I got the chance to see her in concert three times and when she sang "Heaven's Just A Whisper Away", I felt like she was singing to me, there was no one else but us. It's the only time that's ever happened to me at a concert. I'm extremely grateful she graced the world with her BEAUTIFUL music.
P.S. People, please, it's "Donna Summer", not Donna Summers". I'm just saying is all.
Peace to all.
58
I first heard her singing when I was next door, visiting my neighbors, who had just moved in, from Jamaica. She really moved me, with the power of her big voice, which she held out in those iconic, famous notes. But she was also vulnerable. I think she really knew how to work those qualities, but they were genuinely hers. As I became a fan, and read more about her, I think, as a ten year old, I felt her maternal quality, I wasn't sure what the hell LTLYB was all about, but her essence, that her performances were this vulnerable person, who was really very shy and awkward, at heart, but she engaged herself in her art, and created, what I believe to be, a transcendence of self-doubt, ordinariness, the mundane, when she sang.
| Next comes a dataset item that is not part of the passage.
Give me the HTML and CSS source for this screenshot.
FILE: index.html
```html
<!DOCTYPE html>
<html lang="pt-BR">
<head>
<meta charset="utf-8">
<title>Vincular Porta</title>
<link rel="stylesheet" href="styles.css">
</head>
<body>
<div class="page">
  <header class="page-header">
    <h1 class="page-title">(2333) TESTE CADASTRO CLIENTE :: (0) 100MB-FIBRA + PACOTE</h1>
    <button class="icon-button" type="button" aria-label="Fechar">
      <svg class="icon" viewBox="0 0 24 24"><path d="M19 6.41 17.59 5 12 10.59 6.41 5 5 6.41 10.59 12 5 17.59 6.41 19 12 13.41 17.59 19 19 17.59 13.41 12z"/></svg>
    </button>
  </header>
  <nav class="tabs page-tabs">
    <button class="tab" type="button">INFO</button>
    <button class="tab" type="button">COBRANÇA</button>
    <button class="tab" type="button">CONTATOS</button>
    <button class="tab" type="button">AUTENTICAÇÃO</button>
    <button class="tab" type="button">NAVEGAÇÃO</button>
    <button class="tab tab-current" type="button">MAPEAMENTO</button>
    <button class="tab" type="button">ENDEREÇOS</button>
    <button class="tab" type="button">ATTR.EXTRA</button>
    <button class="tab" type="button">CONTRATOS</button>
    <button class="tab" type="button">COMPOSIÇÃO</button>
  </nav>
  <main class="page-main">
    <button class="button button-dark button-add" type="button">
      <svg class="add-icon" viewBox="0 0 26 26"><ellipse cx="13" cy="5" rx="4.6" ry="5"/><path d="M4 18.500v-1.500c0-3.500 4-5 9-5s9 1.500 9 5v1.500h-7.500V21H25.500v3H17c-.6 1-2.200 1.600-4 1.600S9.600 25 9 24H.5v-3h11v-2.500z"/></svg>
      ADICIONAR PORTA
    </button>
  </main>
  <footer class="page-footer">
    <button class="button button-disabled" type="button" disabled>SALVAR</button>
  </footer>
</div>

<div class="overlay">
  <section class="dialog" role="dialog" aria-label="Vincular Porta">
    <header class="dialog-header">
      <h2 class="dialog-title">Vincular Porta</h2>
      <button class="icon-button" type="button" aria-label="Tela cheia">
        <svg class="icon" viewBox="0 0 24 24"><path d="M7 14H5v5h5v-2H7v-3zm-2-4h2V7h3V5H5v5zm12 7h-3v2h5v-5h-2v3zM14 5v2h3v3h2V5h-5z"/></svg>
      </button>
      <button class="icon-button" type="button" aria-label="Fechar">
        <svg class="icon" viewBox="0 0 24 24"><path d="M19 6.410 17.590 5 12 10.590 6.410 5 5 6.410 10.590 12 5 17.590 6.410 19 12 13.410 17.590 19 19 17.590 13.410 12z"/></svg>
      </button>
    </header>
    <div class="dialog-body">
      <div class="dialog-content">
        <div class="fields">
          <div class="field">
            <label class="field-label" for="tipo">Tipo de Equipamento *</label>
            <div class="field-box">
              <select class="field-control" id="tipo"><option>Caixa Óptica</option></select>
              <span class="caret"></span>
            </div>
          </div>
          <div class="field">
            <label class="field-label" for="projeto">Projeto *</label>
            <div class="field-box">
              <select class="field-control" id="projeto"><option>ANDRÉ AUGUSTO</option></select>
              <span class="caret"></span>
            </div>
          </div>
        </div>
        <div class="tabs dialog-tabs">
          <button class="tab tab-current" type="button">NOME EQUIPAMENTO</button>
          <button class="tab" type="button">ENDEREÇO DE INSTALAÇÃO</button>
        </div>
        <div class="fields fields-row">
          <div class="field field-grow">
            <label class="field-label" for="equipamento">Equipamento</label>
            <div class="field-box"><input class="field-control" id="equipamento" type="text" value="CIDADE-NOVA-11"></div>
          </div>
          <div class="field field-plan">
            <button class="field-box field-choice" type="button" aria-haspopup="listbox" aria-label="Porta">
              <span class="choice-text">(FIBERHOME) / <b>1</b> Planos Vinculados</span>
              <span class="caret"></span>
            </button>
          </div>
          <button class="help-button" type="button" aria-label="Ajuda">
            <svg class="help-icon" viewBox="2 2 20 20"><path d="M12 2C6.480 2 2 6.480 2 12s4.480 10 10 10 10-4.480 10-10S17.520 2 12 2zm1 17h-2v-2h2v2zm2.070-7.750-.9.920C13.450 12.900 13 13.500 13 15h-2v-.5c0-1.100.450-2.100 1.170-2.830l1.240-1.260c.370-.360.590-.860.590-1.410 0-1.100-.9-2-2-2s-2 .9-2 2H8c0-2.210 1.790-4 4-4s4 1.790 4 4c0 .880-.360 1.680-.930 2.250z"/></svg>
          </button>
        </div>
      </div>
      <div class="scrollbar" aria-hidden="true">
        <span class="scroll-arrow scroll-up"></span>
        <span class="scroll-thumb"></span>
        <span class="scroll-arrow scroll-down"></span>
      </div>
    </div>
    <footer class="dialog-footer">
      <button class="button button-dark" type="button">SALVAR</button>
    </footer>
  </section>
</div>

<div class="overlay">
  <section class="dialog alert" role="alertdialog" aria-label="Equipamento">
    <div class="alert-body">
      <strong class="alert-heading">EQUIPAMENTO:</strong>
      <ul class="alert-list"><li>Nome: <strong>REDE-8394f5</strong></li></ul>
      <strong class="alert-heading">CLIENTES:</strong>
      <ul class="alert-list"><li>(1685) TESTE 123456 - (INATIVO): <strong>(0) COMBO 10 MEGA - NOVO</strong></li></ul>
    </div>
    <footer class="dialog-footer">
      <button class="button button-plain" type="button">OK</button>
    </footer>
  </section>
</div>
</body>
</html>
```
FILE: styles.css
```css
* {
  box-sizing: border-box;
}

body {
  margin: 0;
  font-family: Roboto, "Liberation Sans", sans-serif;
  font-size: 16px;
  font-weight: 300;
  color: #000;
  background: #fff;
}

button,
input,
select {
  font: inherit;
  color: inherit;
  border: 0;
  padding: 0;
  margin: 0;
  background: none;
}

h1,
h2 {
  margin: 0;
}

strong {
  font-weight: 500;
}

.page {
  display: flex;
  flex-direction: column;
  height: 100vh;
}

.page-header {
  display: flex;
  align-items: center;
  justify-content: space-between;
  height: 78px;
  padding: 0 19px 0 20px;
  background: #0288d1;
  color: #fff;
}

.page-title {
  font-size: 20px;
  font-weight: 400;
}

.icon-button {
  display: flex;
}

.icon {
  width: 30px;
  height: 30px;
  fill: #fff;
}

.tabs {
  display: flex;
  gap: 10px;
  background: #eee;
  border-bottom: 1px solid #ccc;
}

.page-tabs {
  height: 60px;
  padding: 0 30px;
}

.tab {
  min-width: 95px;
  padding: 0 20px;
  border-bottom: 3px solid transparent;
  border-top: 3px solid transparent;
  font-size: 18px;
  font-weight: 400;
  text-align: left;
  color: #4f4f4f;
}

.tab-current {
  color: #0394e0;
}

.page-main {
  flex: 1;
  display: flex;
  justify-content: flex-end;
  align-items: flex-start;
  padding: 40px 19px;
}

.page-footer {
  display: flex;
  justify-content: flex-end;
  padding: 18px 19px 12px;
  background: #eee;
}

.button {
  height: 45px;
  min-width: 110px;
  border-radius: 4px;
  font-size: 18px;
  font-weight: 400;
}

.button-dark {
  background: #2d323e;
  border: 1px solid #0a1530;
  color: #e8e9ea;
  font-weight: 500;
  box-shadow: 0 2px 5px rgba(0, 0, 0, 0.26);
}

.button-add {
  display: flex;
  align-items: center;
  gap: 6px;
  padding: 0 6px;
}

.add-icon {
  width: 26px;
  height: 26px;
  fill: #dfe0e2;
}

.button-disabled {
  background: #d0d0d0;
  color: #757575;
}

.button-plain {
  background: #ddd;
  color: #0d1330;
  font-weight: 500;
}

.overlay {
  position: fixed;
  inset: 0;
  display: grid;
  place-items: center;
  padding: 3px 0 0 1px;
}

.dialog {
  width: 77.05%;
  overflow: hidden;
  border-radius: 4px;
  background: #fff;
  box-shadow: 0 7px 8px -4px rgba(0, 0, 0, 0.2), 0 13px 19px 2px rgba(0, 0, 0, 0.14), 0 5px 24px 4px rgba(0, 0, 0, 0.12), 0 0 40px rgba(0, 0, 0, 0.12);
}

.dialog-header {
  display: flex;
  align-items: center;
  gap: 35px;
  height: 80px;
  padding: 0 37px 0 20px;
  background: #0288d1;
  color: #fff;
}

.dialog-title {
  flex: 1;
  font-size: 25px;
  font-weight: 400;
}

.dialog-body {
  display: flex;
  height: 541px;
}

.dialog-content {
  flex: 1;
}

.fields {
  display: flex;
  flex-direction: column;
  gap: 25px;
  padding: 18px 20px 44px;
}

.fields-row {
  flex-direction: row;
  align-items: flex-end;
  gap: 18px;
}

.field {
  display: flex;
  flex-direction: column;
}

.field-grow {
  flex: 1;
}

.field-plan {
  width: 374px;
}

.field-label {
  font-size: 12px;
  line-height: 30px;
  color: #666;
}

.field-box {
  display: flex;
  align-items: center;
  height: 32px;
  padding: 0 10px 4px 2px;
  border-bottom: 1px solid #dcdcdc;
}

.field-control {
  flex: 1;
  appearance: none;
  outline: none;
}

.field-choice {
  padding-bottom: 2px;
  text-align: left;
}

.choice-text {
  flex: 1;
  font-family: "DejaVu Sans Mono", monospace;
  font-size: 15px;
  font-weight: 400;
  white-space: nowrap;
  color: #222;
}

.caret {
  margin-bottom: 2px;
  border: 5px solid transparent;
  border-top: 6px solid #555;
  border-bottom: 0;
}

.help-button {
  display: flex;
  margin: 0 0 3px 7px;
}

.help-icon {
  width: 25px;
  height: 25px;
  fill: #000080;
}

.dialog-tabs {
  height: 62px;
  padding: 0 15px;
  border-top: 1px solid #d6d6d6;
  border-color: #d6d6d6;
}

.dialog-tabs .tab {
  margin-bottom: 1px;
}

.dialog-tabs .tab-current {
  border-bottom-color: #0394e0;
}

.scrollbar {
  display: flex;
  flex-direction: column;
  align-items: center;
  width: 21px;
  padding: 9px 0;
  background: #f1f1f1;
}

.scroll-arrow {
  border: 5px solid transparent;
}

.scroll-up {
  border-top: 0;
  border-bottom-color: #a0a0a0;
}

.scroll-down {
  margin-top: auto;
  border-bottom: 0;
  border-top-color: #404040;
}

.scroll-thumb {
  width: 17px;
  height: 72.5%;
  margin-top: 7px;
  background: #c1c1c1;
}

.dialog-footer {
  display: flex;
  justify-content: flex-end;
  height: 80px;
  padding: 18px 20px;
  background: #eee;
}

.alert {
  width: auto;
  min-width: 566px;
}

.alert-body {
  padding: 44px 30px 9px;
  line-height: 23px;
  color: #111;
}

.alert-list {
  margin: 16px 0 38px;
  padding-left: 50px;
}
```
I guess to her, it was a religious transcendence, but to me her performance was very cathartic, and gave me hope, as I had experienced, and felt, the abuse that my own sweet mother experienced daily. My mother, who was a year older than Donna, and an artist, stayed in a bad situation, and ultimately lost her life for it. Unnoticed by many, but unforgettable by myself. Donna really showed us the art in the make-up and the fake up, and with the inseparable theme of love, that just saturates all the colors of her work, she showed us love, and just how beautiful she could make life be. She saved me too. I feel for her.